Conséquemment, ma situation de magistrat mandaté m'effraie-t-elle un peu! Des fois, il me semble qu'on m'ait confié une occupation frôlant le minable, le ridicule, j'irais jusqu'à dire le risible. Et alors, mon rôle d'''acteur'' principal, par dérision inversement ignare, je le présume piètre au possible. Sérieusement, je n'ai pas à me vanter de mes ''rares'' études, de mon savoir excessivement obtus ni de mon aptitude, toute de façade, à démêler les faits, les cas présentés devant mon humble personne. Enfin, sans ambages ni vaine grandiloquence, laissez-moi vous confier, Seigneur, que le psychisme individuel des profondeurs, lequel dirige en despote sentiments, pensées et actions, m'apparaît beaucoup trop ambivalent, beaucoup trop de transition, en un mot beaucoup trop mystérieux et difficile à décrypter, pour que j'aie ni les moyens intellectuels ni le mérite d'y déceler, subitement et parfaitement, ou quelque blessure évidente à la vérité, ou quelque subtile machination que ce soit!
C'est là tout un problème; c'est mon problème! Non pas que je veuille insinuer, en utilisant ces mots, que je me crois qualifié pour corriger cette infortune par le truchement de mes capacités misérables et peu lucides! Vous le savez, Seigneur...
Me fiant à votre perspicacité, j'ose vous témoigner ma totale déférence et vous demander une fois de plus, simplement et avec un espoir sans faille, ainsi qu'un fils à son père, de m'apprendre la sincérité et le courage, devant lesquels fuira ma panique naissante. En effet, nanti de ces qualités et à cet instant-là, quand vous daignerez siéger près de moi à l'occasion de mes décisions et montrer par ma bouche inefficiente une bribe seulement de votre sagesse infinie, à cet instant, j'aurai rejoint des aspirations, j'aurai atteint un dessein que votre bonté elle-même m'inspire: celui de permettre, dès sur cette terre, à l'authentique, au vrai de triompher. De triompher de l'erreur fatale qui guette tous et chacun des habitants du globe, à fortiori les juges. Moi, en tout cas.
Seigneur, je vous prie de m'aider à penser plus et mieux. Faites que je me rende compte que je suis plus transitoire encore dans ma fonction professionnelle que mortel dans mon existence. Ah! voilà bien pourquoi je devrais m'humilier très profondément devant vous, vous louer et vous remercier pour votre généreuse aide passée. Aussi, veuillez me pardonner si je ne l'ai pas fait plus souvent.
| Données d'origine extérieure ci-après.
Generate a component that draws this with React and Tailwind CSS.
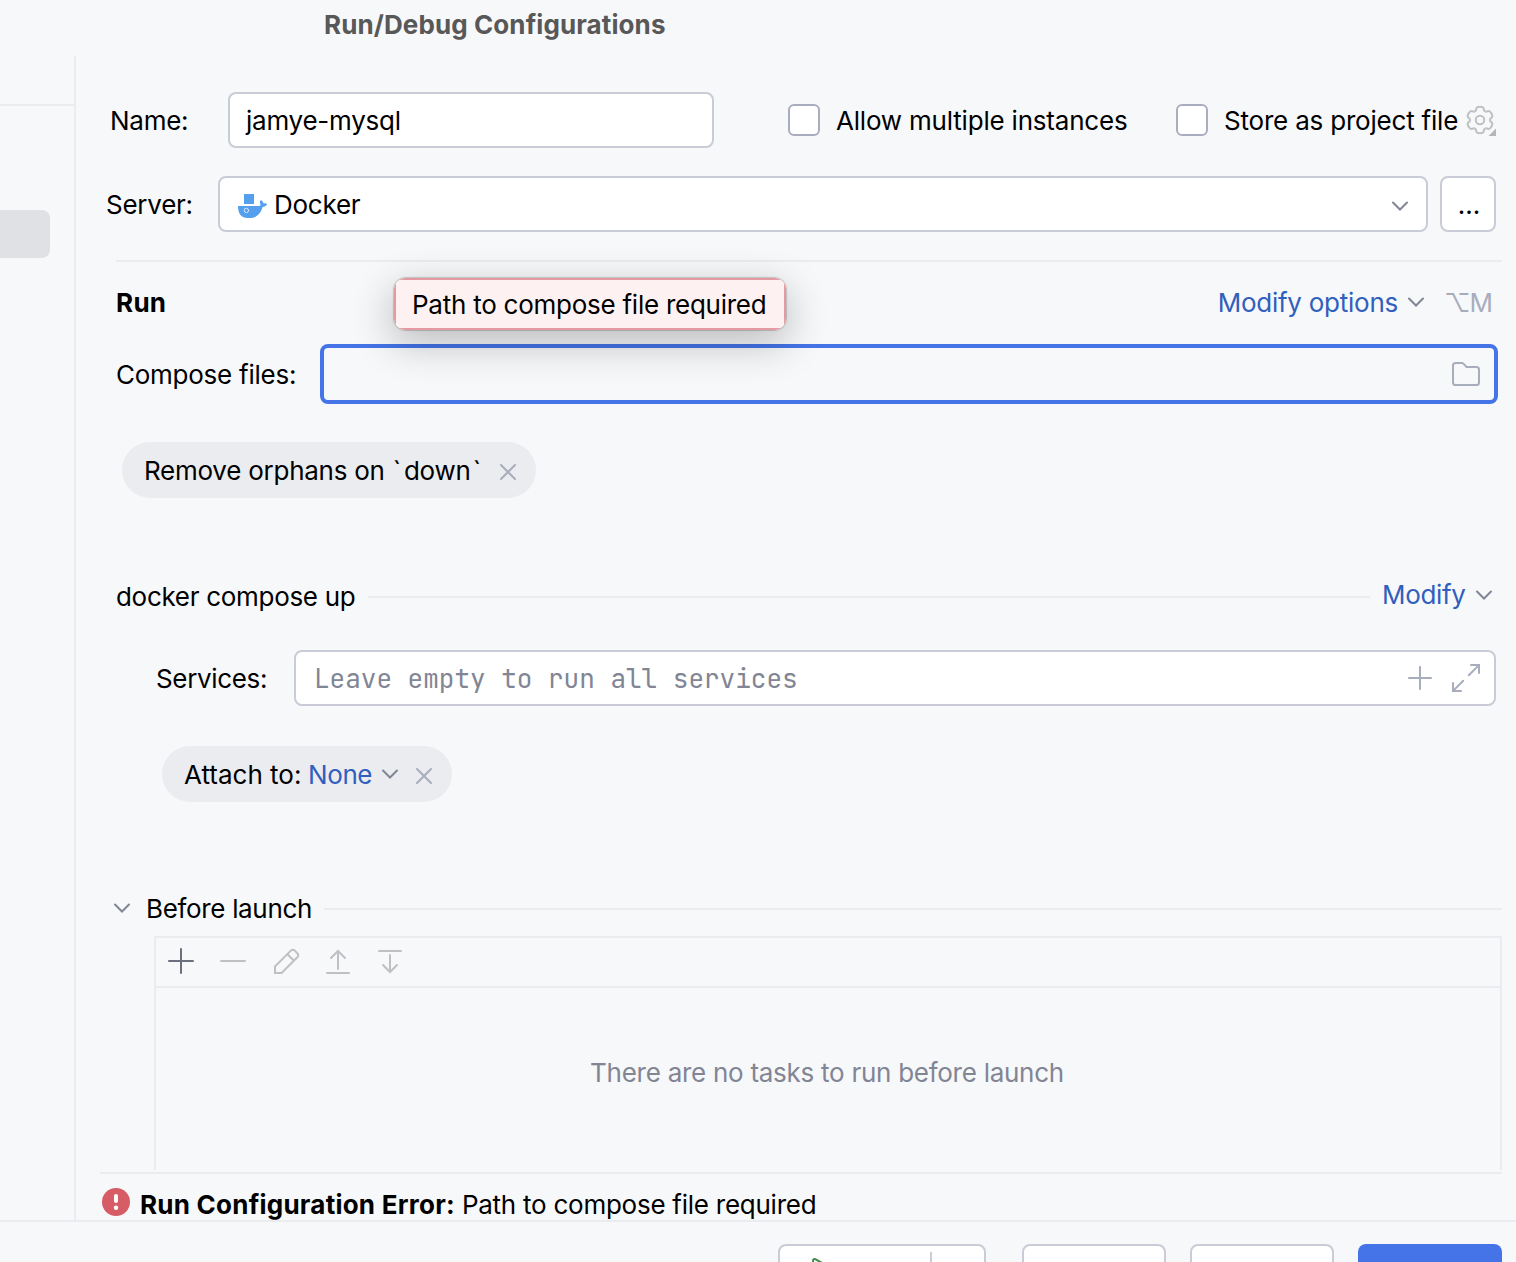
import React from "react";

function Icon({ size = 32, box = 16, className = "", children, stroke = "#6C707E" }) {
  return (
    <svg
      width={size}
      height={size}
      viewBox={`0 0 ${box} ${box}`}
      fill="none"
      stroke={stroke}
      strokeLinecap="round"
      className={`block shrink-0 ${className}`}
    >
      {children}
    </svg>
  );
}

const Chevron = ({ className = "", stroke = "#818594" }) => (
  <Icon className={className} stroke={stroke}>
    <path d="M11.5 6.25L8 9.75L4.5 6.25" />
  </Icon>
);

const Close = ({ className = "" }) => (
  <Icon className={className} stroke="#A8ADBD">
    <path d="M4.5 4.5L11.5 11.5M11.5 4.5L4.5 11.5" />
  </Icon>
);

function gearPath() {
  const pts = [];
  for (let k = 0; k < 6; k++) {
    const a = k * 60 - 90;
    pts.push([a - 15, 13.7], [a + 15, 13.7], [a + 23, 10], [a + 37, 10]);
  }
  const xy = pts.map(([a, r]) => {
    const t = (a * Math.PI) / 180;
    return [16 + r * Math.cos(t), 16 + r * Math.sin(t)];
  });
  let d = "";
  xy.forEach((p, i) => {
    const prev = xy[(i + xy.length - 1) % xy.length];
    const next = xy[(i + 1) % xy.length];
    const f = 0.5;
    const a = [p[0] + (prev[0] - p[0]) * f, p[1] + (prev[1] - p[1]) * f];
    const b = [p[0] + (next[0] - p[0]) * f, p[1] + (next[1] - p[1]) * f];
    d += `${i ? "L" : "M"}${a[0].toFixed(2)} ${a[1].toFixed(2)}Q${p[0].toFixed(2)} ${p[1].toFixed(2)} ${b[0].toFixed(2)} ${b[1].toFixed(2)}`;
  });
  return d + "Z";
}

const Gear = () => (
  <Icon box={32} stroke="#BFC0C3">
    <path d={gearPath()} strokeWidth="2" />
    <circle cx="16" cy="16" r="4.2" strokeWidth="2" />
    <path d="M32 24.5V32H24.5Z" fill="#B5B6B8" stroke="none" />
  </Icon>
);

const Docker = () => (
  <Icon box={32} stroke="none" className="mt-1">
    <path d="M8 4H18V14H8Z" fill="#549FEE" />
    <path
      d="M2 16H23.5C24.6 15.6 24.7 14.8 24.2 13.6C23.7 12.3 23.9 11 24.9 10C26.4 10.9 27.2 12 27.4 13.3C28.8 13.1 30 13.2 31.2 13.9C30.2 15.9 28.6 16.9 26.6 16.9C24.6 23.8 20.4 28 13.4 28H11.6C5.4 28 2 24 2 16Z"
      fill="#549FEE"
    />
    <circle cx="10.4" cy="20.4" r="2.2" stroke="#D6E9FC" strokeWidth="1" />
  </Icon>
);

const Field = ({ className = "", children }) => (
  <div className={`flex h-14 items-center rounded-lg border-2 border-[#C9CCD6] bg-white ${className}`}>{children}</div>
);

const Checkbox = () => <span className="size-8 shrink-0 rounded-md border-2 border-[#A9ADBE] bg-white" />;

const Rule = ({ className = "" }) => <div className={`h-0.5 bg-[#EBECF0] ${className}`} />;

export default function App() {
  return (
    <div
      className={
        "flex h-[1262px] w-[1516px] flex-col overflow-hidden bg-[#F7F8FA] whitespace-nowrap text-[26px] leading-8 tracking-[-0.25px] text-black [font-family:Inter,sans-serif] [font-optical-sizing:none]"
      }
    >
      <header className="h-14 shrink-0 pt-[9px] pl-[324px] font-bold tracking-[0.1px] text-[#585858]">
        Run/Debug Configurations
      </header>

      <div className="flex h-[1164px] shrink-0">
        <aside className="w-[76px] shrink-0 border-r-2 border-[#EBECF0] pt-12">
          <Rule />
          <div className="mt-[104px] h-12 w-[50px] rounded-r-lg bg-[#DFE1E5]" />
        </aside>

        <main className="flex min-w-0 flex-1 flex-col">
          <div className="mt-9 flex h-14 items-center">
            <label className="ml-[34px] w-[118px] pt-0.5">Name:</label>
            <Field className="w-[486px] pl-4">
              <span className="pt-0.5">jamye-mysql</span>
            </Field>
            <label className="ml-[74px] flex w-[388px] items-center gap-4">
              <Checkbox />
              <span className="pt-0.5 tracking-[-0.2px]">Allow multiple instances</span>
            </label>
            <label className="flex w-[288px] items-center gap-4">
              <Checkbox />
              <span className="pt-0.5 tracking-[-0.2px]">Store as project file</span>
            </label>
            <Gear />
          </div>

          <div className="mt-7 flex h-14 items-center">
            <label className="ml-[30px] w-[112px] pt-0.5">Server:</label>
            <Field className="w-[1210px] pl-4">
              <Docker />
              <span className="ml-1.5 flex-1 pt-0.5">Docker</span>
              <Chevron className="mr-2.5 mt-1" />
            </Field>
            <button className="ml-3 flex size-14 items-center justify-center rounded-lg border-2 border-[#C9CCD6] bg-white pt-0.5 pl-0.5 tracking-normal">
              ...
            </button>
          </div>

          <Rule className="mt-7 mr-3.5 ml-10" />

          <div className="relative mt-[25px] flex h-8 items-center pl-10">
            <h2 className="font-bold tracking-[0.3px]">Run</h2>
            <span className="mr-0.5 ml-auto text-[#315FBD]">Modify options</span>
            <Chevron className="mb-0.5" />
            <span className="mr-6 ml-3 w-12 tracking-[-1px] text-[#A8ADBD]">⌥M</span>
            <div className="absolute top-[-9px] left-[318px] z-10 h-[52px] w-[392px] rounded-xl shadow-[0_0_1px_1px_rgba(0,0,0,0.18),0_12px_40px_2px_rgba(0,0,0,0.24)]">
              <div className="h-full overflow-hidden rounded-xl">
                <div className="flex h-full items-center border-2 border-[#E59AA1] bg-[#FDF2F1] pt-0.5 pl-4">
                  Path to compose file required
                </div>
              </div>
            </div>
          </div>

          <div className="mt-[25px] flex h-[60px] items-center">
            <label className="ml-10 w-[204px] pt-0.5">Compose files:</label>
            <div className="flex h-[60px] w-[1178px] items-center justify-end rounded-lg border-4 border-[#4574E8] pr-3">
              <Icon stroke="#A8ADBD">
                <path d="M8.1 4.3L8.25 4.5H13.2C13.9 4.5 14.5 5.1 14.5 5.8V12.2C14.5 12.9 13.9 13.5 13.2 13.5H2.8C2.1 13.5 1.5 12.9 1.5 12.2V3.8C1.5 3.1 2.1 2.5 2.8 2.5H5.9C6.2 2.5 6.5 2.6 6.7 2.8Z" />
              </Icon>
            </div>
          </div>

          <div className="mt-[38px] ml-[46px] flex h-14 w-[414px] items-center rounded-full bg-[#EBECF0] pl-[22px]">
            <span className="flex-1 pt-0.5">
              Remove orphans on <span className="mr-[3px] ml-px">`</span>down<span className="ml-0.5">`</span>
            </span>
            <Close className="mt-1 mr-3" />
          </div>

          <div className="mt-[83px] flex h-8 items-center pl-10">
            <span className="w-[252px] tracking-[-0.3px]">docker compose up</span>
            <Rule className="w-[1002px]" />
            <span className="mb-1 ml-3 tracking-[-0.35px] text-[#315FBD]">Modify</span>
            <Chevron className="mr-4 mb-[5px] ml-auto" />
          </div>

          <div className="mt-[37px] flex h-14 items-center">
            <label className="ml-20 w-[138px] pt-0.5 tracking-[-0.35px]">Services:</label>
            <Field className="w-[1202px] pl-[18px]">
              <span className="flex-1 pt-0.5 tracking-normal text-[#818594] [font-family:'JetBrains_Mono','DejaVu_Sans_Mono',monospace]">
                Leave empty to run all services
              </span>
              <Icon stroke="#A8ADBD">
                <path d="M8 2.5V13.5M2.5 8H13.5" />
              </Icon>
              <Icon stroke="#A8ADBD" className="mr-3 ml-3.5">
                <path d="M10.5 1.5H14.5V5.5M14.2 1.8L9.4 6.6M5.5 14.5H1.5V10.5M1.8 14.2L6.6 9.4" />
              </Icon>
            </Field>
          </div>

          <div className="mt-10 ml-[86px] flex h-14 w-[290px] items-center rounded-full bg-[#EBECF0] pl-[22px]">
            <span className="w-[124px] pt-0.5 tracking-normal">Attach to:</span>
            <span className="w-[66px] pt-0.5 tracking-[-0.4px] text-[#315FBD]">None</span>
            <Chevron />
            <Close className="mt-1 mr-3 ml-auto" />
          </div>

          <div className="mt-[91px] flex h-8 items-center">
            <Chevron className="mb-0.5 ml-[30px]" />
            <span className="ml-2 w-[178px] tracking-[-0.33px]">Before launch</span>
            <Rule className="w-[1178px]" />
          </div>

          <section className="mt-[11px] mr-3.5 ml-[78px] flex h-[234px] flex-col border-2 border-b-0 border-[#EBECF0]">
            <div className="flex h-[50px] items-center gap-5 border-b-2 border-[#EBECF0] pb-0.5 pl-[9px]">
              <Icon>
                <path d="M8 2V14M2 8H14" />
              </Icon>
              <Icon stroke="#BFC0C3">
                <path d="M2 8H14" />
              </Icon>
              <Icon stroke="#BFC0C3" box={32} className="ml-px">
                <path
                  d="M5 28V21.5L20.6 5.9C22 4.5 23.6 4.5 25 5.9L27.3 8.2C28.6 9.5 28.6 11 27.3 12.3L11.6 28ZM17.4 9.2L24 15.8"
                  strokeWidth="2"
                />
              </Icon>
              <Icon stroke="#BFC0C3" box={32}>
                <path d="M5 28H27M16 24V6M9 13L16 6L23 13" strokeWidth="2" />
              </Icon>
              <Icon stroke="#BFC0C3" box={32}>
                <path d="M5 6H27M16 10V27M9 20L16 27L23 20" strokeWidth="2" />
              </Icon>
            </div>
            <p className="mt-[69px] pr-0.5 text-center tracking-[-0.27px] text-[#818594]">
              There are no tasks to run before launch
            </p>
          </section>

          <Rule className="mt-0.5 mr-3.5 ml-6" />

          <div className="mt-3.5 flex h-8 items-center pl-[26px]">
            <svg width="28" height="28" viewBox="0 0 28 28" className="mb-1 shrink-0">
              <circle cx="14" cy="14" r="14" fill="#D65D66" />
              <rect x="12" y="6" width="4" height="9" rx="2" fill="white" />
              <circle cx="14" cy="19.8" r="2.2" fill="white" />
            </svg>
            <span className="ml-2.5 pt-0.5 font-bold tracking-[0.24px]">Run Configuration Error:</span>
            <span className="ml-[7px] pt-0.5">Path to compose file required</span>
          </div>
        </main>
      </div>

      <footer className="flex h-[42px] shrink-0 items-start border-t-2 border-[#EBECF0] pt-[22px] pl-[778px]">
        <div className="flex h-14 w-[208px] rounded-lg border-2 border-[#C9CCD6] bg-white">
          <Icon className="mt-1.5 ml-[26px]" stroke="#3C8A45" box={32}>
            <path d="M7 27V9C7 7.2 8.4 6.6 9.7 7.3L25 16L9.7 25Z" strokeWidth="2" />
          </Icon>
          <span className="mt-1.5 ml-[92px] h-10 w-0.5 bg-[#C9CCD6]" />
        </div>
        <div className="ml-9 h-14 w-36 rounded-lg border-2 border-[#C9CCD6] bg-white" />
        <div className="ml-6 h-14 w-36 rounded-lg border-2 border-[#C9CCD6] bg-white" />
        <div className="ml-6 h-14 w-36 rounded-lg bg-[#4574E8]" />
      </footer>
    </div>
  );
}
Christ-Jésus, l'audace de votre serviteur pourra vous paraître indéniablement incorrigible. Voyez! Il osera s'aventurer encore près de votre puits afin d'y retirer, sans minutie, mille et un bienfaits. Si donc ce n'était pas trop exiger du trésor de vos grâces, j'espère à nouveau bénéficier de votre appui précieux dans l'avenir. Afin de m'aider moi-même, je promets de fournir l'effort d'agir comme si c'était mon propre coeur qui, mis à la place de celui de chaque prévenu, avait à souffrir d'un désarroi total aussi bien devant des irrégularités légales virtuelles que face à tous les parjures possibles. Bien plus, je veux remettre mes humbles sentences entre vos mains impartiales et consolantes.
Ces mains, les vôtres, percées par l'infamie de mes congénères humains, qu'elles appuient et réconfortent les âmes droites incomprises. Au besoin, par l'intermédiaire de mes prérogatives juridiques, qu'elles châtient, quoique fort à regret, l'infortuné qui a rejeté, dans sa déposition, l'exactitude sous toutes ses formes ou la justice, votre justice... que vous avez promulguée lors de votre bref passage ici-bas.
Juge souverain, ami des malheureux, par votre Esprit-Saint, veuillez me pénétrer ne serait-ce que d'une étincelle de votre sagacité prudente. Je vous le demande par les mérites du Christ, le Seigneur.